→ **WRITTEN PROBLEM**:
Find each line with the word "React" and say how many there are, nothing else.
**** DATA BLOCK ****
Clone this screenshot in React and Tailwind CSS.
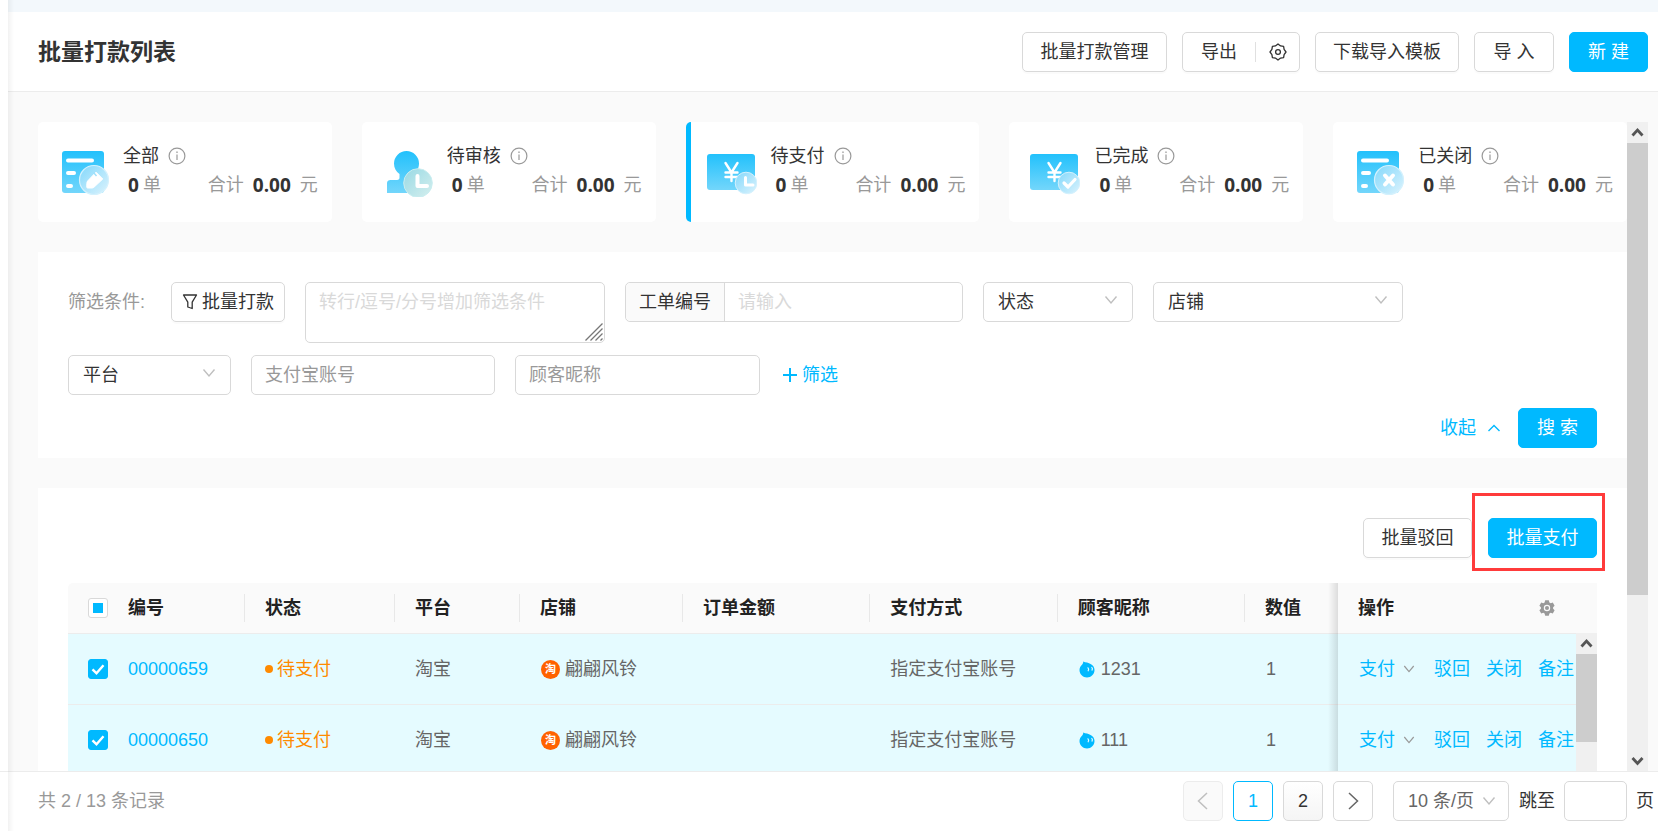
import React from "react";

const FONT = "font-['Liberation_Sans','Noto_Sans_CJK_SC',sans-serif]";

function Grad({ id, from, to }) {
  return (
    <linearGradient id={id} x1="0" y1="0" x2="0" y2="1">
      <stop offset="0" stopColor={from} />
      <stop offset="1" stopColor={to} />
    </linearGradient>
  );
}

function CardIcon({ kind }) {
  const id = "g-" + kind;
  const main = `url(#${id})`;
  const soft = `url(#${id}-b)`;
  return (
    <svg width="50" height="50" viewBox="0 0 50 50" fill="none" aria-hidden="true" className="shrink-0">
      <defs>
        <Grad id={id} from="#22c1fc" to="#73d6fb" />
        <linearGradient id={id + "-b"} x1="0" y1="0" x2="1" y2="1">
          <stop offset="0" stopColor={kind === "review" ? "#98d9e4" : "#83d8fb"} />
          <stop offset="1" stopColor={kind === "review" ? "#d5efee" : "#dcf3fd"} />
        </linearGradient>
      </defs>
      {(kind === "all" || kind === "closed") && (
        <>
          <rect x="3" y="4" width="42" height="42" rx="3" fill={main} />
          <path d="M9 13.500h24M9 26h6M9 39h3" stroke="#fff" strokeWidth="4" strokeLinecap="round" />
          <circle cx="35" cy="33" r="14.500" fill={soft} stroke="#d4f1fd" strokeWidth="1.200" />
          {kind === "all" ? (
            <>
              <path d="M37 25.200L43.800 32L35 40.200Q34.300 41 33 41H28.500Q27.800 41 27.800 40.200V36.500Q27.800 35 28.800 33.800Z" fill="#fff" stroke="#fff" strokeLinejoin="round" />
              <path d="M34.500 25.500L37.500 29" stroke="#9fe0fb" strokeWidth="1.400" />
            </>
          ) : (
            <path d="M31 28.500l8 9M39 28.500l-8 9" stroke="#fff" strokeWidth="4" strokeLinecap="round" />
          )}
        </>
      )}
      {kind === "review" && (
        <>
          <path d="M23.500 4a12.500 12.500 0 0 1 12.500 12.500c0 5-2.500 8.500-5 10.500v6h10v13H4V36c0-2 1.500-3 3.500-3H14c1.800 0 2.500-1 2.500-2.500V27c-3.500-2.500-5.500-6-5.500-10.500A12.500 12.500 0 0 1 23.500 4z" fill={main} />
          <circle cx="35" cy="36" r="14.300" fill={soft} stroke="#c9edf0" strokeWidth="1" />
          <path d="M34.500 29v10H44" stroke="#fff" strokeWidth="4" strokeLinecap="round" strokeLinejoin="round" />
        </>
      )}
      {(kind === "pay" || kind === "done") && (
        <>
          <rect x="0" y="7" width="48" height="36" rx="3" fill={main} />
          <path d="M18.500 16l6 9.500L30.500 16M24.500 25.500V34M18.500 25.500h12M18.500 30h12" stroke="#fff" strokeWidth="2.400" strokeLinecap="round" />
          <circle cx="39" cy="36" r="10.800" fill={soft} stroke="#d4f1fd" strokeWidth="1" />
          {kind === "pay" ? (
            <path d="M38.500 30.500v7.500H46" stroke="#fff" strokeWidth="3" strokeLinecap="round" strokeLinejoin="round" />
          ) : (
            <path d="M34 36l4 4 7-7.500" stroke="#fff" strokeWidth="3.200" strokeLinecap="round" strokeLinejoin="round" />
          )}
        </>
      )}
    </svg>
  );
}

function InfoIcon() {
  return (
    <svg width="18" height="18" viewBox="0 0 18 18" fill="none" stroke="#999" strokeWidth="1.200" aria-hidden="true">
      <circle cx="9" cy="9" r="7.900" />
      <path d="M9 7.600V13" />
      <circle cx="9" cy="5.200" r="0.600" fill="#999" strokeWidth="0.400" />
    </svg>
  );
}

function Chevron({ className = "text-[#bfbfbf]", up = false, size = 14 }) {
  return (
    <svg width={size} height={size} viewBox="0 0 14 14" fill="none" stroke="currentColor" strokeWidth="1.400" aria-hidden="true" className={className}>
      <path d={up ? "M1.500 10L7 4.500L12.500 10" : "M1.500 3.500L7 10L12.500 3.500"} />
    </svg>
  );
}

function ScrollArrow({ up }) {
  return (
    <svg width="21" height="21" viewBox="0 0 21 21" fill="none" stroke="#555" strokeWidth="2.800" aria-hidden="true" className="shrink-0">
      <path d={up ? "M5.500 13.500L10.500 8L15.500 13.500" : "M5.500 8L10.500 13.500L15.500 8"} />
    </svg>
  );
}

function GearOutline() {
  return (
    <svg width="18" height="18" viewBox="0 0 18 18" fill="none" stroke="#333" strokeWidth="1.300" strokeLinejoin="round" aria-hidden="true">
      <path d="M9 1L11.600 2.900L14.600 3.400L15.100 6.400L17 9L15.100 11.600L14.600 14.600L11.600 15.100L9 17L6.400 15.100L3.400 14.600L2.900 11.600L1 9L2.900 6.400L3.400 3.400L6.400 2.900Z" />
      <circle cx="9" cy="9" r="2.400" />
    </svg>
  );
}

function GearSolid() {
  return (
    <svg width="16" height="16" viewBox="0 0 16 16" aria-hidden="true">
      <path fill="#999" fillRule="evenodd" d="M6.200 0.300h3.600l.6 2.100 1.300.8 2.100-.6 1.800 3.100-1.500 1.500v1.600l1.500 1.500-1.800 3.100-2.100-.6-1.300.8-.6 2.100H6.200l-.6-2.100-1.300-.8-2.100.6L.4 10.300l1.500-1.500V7.200L.4 5.700l1.800-3.100 2.100.6 1.300-.8zM8 4.800a3.200 3.200 0 1 0 0 6.400 3.200 3.200 0 0 0 0-6.400z" />
      <circle cx="8" cy="8" r="2" fill="#999" />
    </svg>
  );
}

function FunnelIcon() {
  return (
    <svg width="16" height="18" viewBox="0 0 16 18" fill="none" stroke="#333" strokeWidth="1.300" strokeLinejoin="round" aria-hidden="true">
      <path d="M1.500 2h13L10.200 9.200V15.500L5.800 14V9.200z" />
    </svg>
  );
}

function DropIcon() {
  return (
    <svg width="16" height="17" viewBox="0 0 16 17" aria-hidden="true">
      <path fill="#00b9ff" d="M4.200.5C6.500 1.600 9.500 1.500 12 3.200c2 1 3.500 3.300 3.500 5.800 0 4.200-3.400 7.500-7.500 7.500S.5 13.200.5 9c0-2.200 1-4.200 2.700-5.600C4 2.600 4.300 1.600 4.200.5z" />
      <path d="M9 6.800q1.200 1.300.2 3M12.800 6.300q1.200 1.200.2 2.800" fill="none" stroke="#e5fbff" strokeWidth="1.200" strokeLinecap="round" />
    </svg>
  );
}

function Button({ children, primary, className = "" }) {
  const tone = primary
    ? "border-[#00b9ff] bg-[#00b9ff] text-white"
    : "border-[#d9d9d9] bg-white text-[#333] shadow-[0_2px_0_rgba(0,0,0,0.016)]";
  return (
    <button type="button" className={`flex h-10 shrink-0 items-center justify-center rounded-[5px] border whitespace-nowrap ${tone} ${className}`}>
      {children}
    </button>
  );
}

const CARDS = [
  { kind: "all", label: "全部" },
  { kind: "review", label: "待审核" },
  { kind: "pay", label: "待支付", active: true },
  { kind: "done", label: "已完成" },
  { kind: "closed", label: "已关闭" },
];

function StatCard({ kind, label, active }) {
  return (
    <section className={`flex h-[100px] min-w-0 items-start rounded-[5px] bg-white pr-[14px] ${active ? "border-l-[5px] border-[#00b9ff] pl-4" : "pl-[21px]"}`}>
      <div className="mt-[25px] shrink-0">
        <CardIcon kind={kind} />
      </div>
      <div className="mt-[19px] ml-[14px] min-w-0 flex-1 whitespace-nowrap">
        <div className="flex h-[29px] items-center gap-[9px] text-[#333]">
          {label}
          <InfoIcon />
        </div>
        <div className="flex h-[30px] items-center justify-between pl-[5px] text-[#999]">
          <span className="flex items-center gap-1">
            <b className="font-['Open_Sans',sans-serif] text-[19px] font-bold text-[#333]">0</b>单
          </span>
          <span className="flex items-center gap-[9px]">
            合计<b className="font-['Open_Sans',sans-serif] text-[19px] font-bold text-[#333]">0.00</b>元
          </span>
        </div>
      </div>
    </section>
  );
}

function Select({ label, className }) {
  return (
    <div className={`relative h-10 shrink-0 ${className}`}>
      <select aria-label={label} className="h-full w-full appearance-none rounded-[5px] border border-[#d9d9d9] bg-white px-[14px] text-[#333]">
        <option>{label}</option>
      </select>
      <Chevron className="pointer-events-none absolute top-[11px] right-[15px] text-[#bfbfbf]" />
    </div>
  );
}

function TextInput({ label, className }) {
  return (
    <input type="text" aria-label={label} placeholder={label} className={`h-10 rounded-[5px] border border-[#d9d9d9] bg-white px-[13px] placeholder:text-[#999] ${className}`} />
  );
}

function Filters() {
  return (
    <section className="mt-[30px] bg-white px-[30px] pt-[30px] pb-[10px]">
      <div className="flex items-start gap-5">
        <span className="flex h-10 w-[83px] items-center whitespace-nowrap text-[#999]">筛选条件:</span>
        <button type="button" className="flex h-10 w-[114px] items-center justify-center gap-1 rounded-[5px] border border-[#d9d9d9] whitespace-nowrap text-[#333] shadow-[0_2px_0_rgba(0,0,0,0.016)]">
          <FunnelIcon />
          批量打款
        </button>
        <div className="relative h-[61px] w-[300px]">
          <textarea aria-label="批量筛选条件" placeholder="转行/逗号/分号增加筛选条件" className="block h-full w-full resize-none rounded-[5px] border border-[#d9d9d9] px-[13px] pt-[6px] leading-[26px] placeholder:text-[#d9d9d9]" />
          <svg width="18" height="18" viewBox="0 0 18 18" fill="none" stroke="#777" strokeWidth="1.300" aria-hidden="true" className="pointer-events-none absolute right-[2px] bottom-[2px]">
            <path d="M0.500 17.500L17.500 0.500M5.500 17.500L17.500 5.500M10.500 17.500L17.500 10.500M15.500 17.500L17.500 15.500" />
          </svg>
        </div>
        <div className="flex h-10 w-[338px] rounded-[5px] border border-[#d9d9d9]">
          <label htmlFor="order-no" className="flex w-[99px] shrink-0 items-center justify-center rounded-l-[5px] border-r border-[#d9d9d9] bg-[#fafafa] text-[#333]">工单编号</label>
          <input id="order-no" type="text" placeholder="请输入" className="min-w-0 flex-1 rounded-r-[5px] px-[13px] placeholder:text-[#d9d9d9]" />
        </div>
        <Select label="状态" className="w-[150px]" />
        <Select label="店铺" className="w-[250px]" />
      </div>
      <div className="mt-3 flex gap-5">
        <Select label="平台" className="w-[163px]" />
        <TextInput label="支付宝账号" className="w-[244px]" />
        <TextInput label="顾客昵称" className="w-[245px]" />
        <button type="button" className="flex h-10 items-center gap-1 pl-[2px] text-[#00b9ff]">
          <svg width="16" height="16" viewBox="0 0 16 16" stroke="currentColor" strokeWidth="2" aria-hidden="true"><path d="M8 1v14M1 8h14" /></svg>
          筛选
        </button>
      </div>
      <div className="mt-[13px] flex items-center justify-end">
        <button type="button" className="mr-[17px] flex items-center gap-[11px] text-[#00b9ff]">
          收起
          <Chevron up className="text-[#00b9ff]" />
        </button>
        <Button primary className="w-[79px]">搜 索</Button>
      </div>
    </section>
  );
}

const ROWS = [
  { no: "00000659", nick: "1231" },
  { no: "00000650", nick: "111" },
];

const HEADS = ["编号", "状态", "平台", "店铺", "订单金额", "支付方式", "顾客昵称", "数值"];

function Check({ mixed, label }) {
  return (
    <span className="relative block size-5">
      <input
        type="checkbox"
        aria-label={label}
        defaultChecked={!mixed}
        className={`block size-5 appearance-none rounded-[3px] border ${mixed ? "border-[#d9d9d9] bg-white" : "border-[#00b9ff] bg-[#00b9ff]"}`}
      />
      {mixed ? (
        <span className="pointer-events-none absolute inset-[5px] bg-[#00b9ff]" />
      ) : (
        <svg width="20" height="20" viewBox="0 0 20 20" fill="none" stroke="#fff" strokeWidth="2.400" aria-hidden="true" className="pointer-events-none absolute inset-0">
          <path d="M4.500 10.300L8.500 14.300L15.500 6.300" />
        </svg>
      )}
    </span>
  );
}

function DataTable() {
  return (
    <div className="relative mt-[25px]">
      <table className="w-full table-fixed border-separate border-spacing-0 text-left whitespace-nowrap text-[#666]">
        <colgroup>
          <col className="w-[40px]" />
          <col className="w-[137px]" />
          <col className="w-[150px]" />
          <col className="w-[125px]" />
          <col className="w-[163px]" />
          <col />
          <col />
          <col />
          <col className="w-[93px]" />
          <col className="w-[259px]" />
        </colgroup>
        <thead>
          <tr className="h-[51px] bg-[#fafafa] text-[#222]">
            <th className="rounded-tl-[5px] border-b border-[#ececec] pl-5"><Check mixed label="全选" /></th>
            {HEADS.map((h, i) => (
              <th key={h} className="border-b border-[#ececec] py-0 font-bold">
                <div className={`flex h-7 items-center pl-5 ${i < 7 ? "border-r border-[#e8e8e8]" : ""}`}>{h}</div>
              </th>
            ))}
            <th className="border-b border-[#ececec] font-bold">
              <div className="flex items-center justify-between pr-[42px] pl-5">
                操作
                <button type="button" aria-label="列设置"><GearSolid /></button>
              </div>
            </th>
          </tr>
        </thead>
        <tbody>
          {ROWS.map((r) => (
            <tr key={r.no} className="h-[71px] bg-[#e5fbff]">
              <td className="border-b border-[#ececec] pl-5"><Check label={"选择 " + r.no} /></td>
              <td className="border-b border-[#ececec] pl-5"><a href="#order" className="text-[#00b9ff]">{r.no}</a></td>
              <td className="border-b border-[#ececec] pl-5 text-[#ff8a00]">
                <span className="flex items-center gap-1"><i className="size-2 rounded-full bg-[#ff8a00]" />待支付</span>
              </td>
              <td className="border-b border-[#ececec] pl-5">淘宝</td>
              <td className="border-b border-[#ececec] pl-[21px]">
                <span className="flex items-center gap-[5px]">
                  <span className="flex size-[19px] items-center justify-center rounded-full bg-[#ff6200] text-[11px] font-bold text-white">淘</span>
                  翩翩风铃
                </span>
              </td>
              <td className="border-b border-[#ececec]" />
              <td className="border-b border-[#ececec] pl-5">指定支付宝账号</td>
              <td className="border-b border-[#ececec] pl-[21px]">
                <span className="flex items-center gap-[6px]"><DropIcon />{r.nick}</span>
              </td>
              <td className="border-b border-[#ececec] pl-[21px]">1</td>
              <td className="border-b border-[#ececec] pl-[21px]">
                <span className="flex items-center gap-4 text-[#00b9ff]">
                  <button type="button" className="flex items-center gap-2 pr-[3px]">支付<Chevron className="text-[#999]" size={12} /></button>
                  <button type="button">驳回</button>
                  <button type="button">关闭</button>
                  <button type="button">备注</button>
                </span>
              </td>
            </tr>
          ))}
        </tbody>
      </table>
      <div className="pointer-events-none absolute inset-y-0 right-[259px] w-[10px] bg-linear-to-l from-black/12 to-transparent" />
      <div className="absolute top-[50px] right-0 bottom-0 flex w-[21px] flex-col bg-[#f0f0f0]">
        <ScrollArrow up />
        <div className="h-[88px] bg-[#cdcdcd]" />
      </div>
    </div>
  );
}

function PageButton({ children, className, label }) {
  return (
    <button type="button" aria-label={label} className={`flex size-10 items-center justify-center rounded-[5px] border ${className}`}>
      {children}
    </button>
  );
}

function Footer() {
  return (
    <footer className="flex h-[60px] shrink-0 items-center border-t border-[#ececec] bg-white pr-1 pb-px pl-[30px] whitespace-nowrap">
      <span className="mr-auto text-[#999]">共 2 / 13 条记录</span>
      <nav aria-label="分页" className="flex gap-[10px]">
        <PageButton label="上一页" className="border-[#ececec] bg-[#fafafa] text-[#bfbfbf]">
          <svg width="20" height="20" viewBox="0 0 20 20" fill="none" stroke="currentColor" strokeWidth="1.500"><path d="M14 2L5.500 10L14 18" /></svg>
        </PageButton>
        <PageButton className="border-[#00b9ff] bg-white text-[#00b9ff]">1</PageButton>
        <PageButton className="border-[#d9d9d9] bg-linear-to-b from-white to-[#f5f5f5] text-[#333]">2</PageButton>
        <PageButton label="下一页" className="border-[#d9d9d9] bg-white text-[#666]">
          <svg width="20" height="20" viewBox="0 0 20 20" fill="none" stroke="currentColor" strokeWidth="1.500"><path d="M6 2L14.500 10L6 18" /></svg>
        </PageButton>
      </nav>
      <div className="relative ml-5 h-10 w-[116px]">
        <select aria-label="每页条数" className="h-full w-full appearance-none rounded-[5px] border border-[#d9d9d9] bg-white pl-[14px] text-[#666]">
          <option>10 条/页</option>
        </select>
        <Chevron className="pointer-events-none absolute top-[13px] right-[13px] text-[#bfbfbf]" />
      </div>
      <label htmlFor="jump" className="ml-[10px] text-[#333]">跳至</label>
      <input id="jump" type="text" className="mx-[9px] h-10 w-[63px] rounded-[5px] border border-[#d9d9d9]" />
      <span className="text-[#333]">页</span>
    </footer>
  );
}

export default function App() {
  return (
    <div className={`flex h-screen bg-white text-[18px] leading-[26px] ${FONT}`}>
      <div className="flex w-2 shrink-0 flex-col justify-end">
        <div className="h-[60px] border-t border-[#ececec]" />
      </div>
      <div className="relative flex min-w-0 flex-1 flex-col bg-[#fafafa]">
        <div className="h-3 shrink-0 bg-[#f3f8fc]" />
        <header className="flex h-20 shrink-0 items-center justify-between border-b border-[#ececec] bg-white pr-[10px] pl-[30px]">
          <h1 className="text-[23px] font-bold text-[#333]">批量打款列表</h1>
          <div className="flex gap-[15px]">
            <Button className="w-[145px]">批量打款管理</Button>
            <div className="flex h-10 w-[118px] items-center rounded-[5px] border border-[#d9d9d9] bg-white text-[#333] shadow-[0_2px_0_rgba(0,0,0,0.016)]">
              <button type="button" className="flex-1">导出</button>
              <span className="h-5 w-px bg-[#e0e0e0]" />
              <button type="button" aria-label="导出设置" className="flex h-full w-[43px] items-center justify-center"><GearOutline /></button>
            </div>
            <Button className="w-[144px]">下载导入模板</Button>
            <Button className="w-[80px]">导 入</Button>
            <Button primary className="w-[79px]">新 建</Button>
          </div>
        </header>
        <div className="flex min-h-0 flex-1 pt-[30px] pr-[10px] pl-[30px]">
          <main className="min-w-0 flex-1 overflow-hidden">
            <div className="grid grid-cols-5 gap-[30px]">
              {CARDS.map((c) => <StatCard key={c.kind} {...c} />)}
            </div>
            <Filters />
            <section className="mt-[30px] bg-white px-[30px] pt-[30px]">
              <div className="flex justify-end gap-4">
                <Button className="w-[109px]">批量驳回</Button>
                <div className="relative">
                  <Button primary className="w-[109px]">批量支付</Button>
                  <div className="pointer-events-none absolute -top-[25px] -right-2 -bottom-[13px] -left-4 border-[3px] border-[#ff3b3b]" />
                </div>
              </div>
              <DataTable />
            </section>
          </main>
          <div className="flex w-[21px] shrink-0 flex-col bg-[#f0f0f0]">
            <ScrollArrow up />
            <div className="h-[452px] bg-[#cdcdcd]" />
            <div className="mt-auto"><ScrollArrow /></div>
          </div>
        </div>
        <Footer />
        <div className="pointer-events-none absolute inset-y-0 left-0 w-[6px] bg-linear-to-r from-black/5 to-transparent" />
      </div>
    </div>
  );
}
****
→ **TASK RESULT**:
2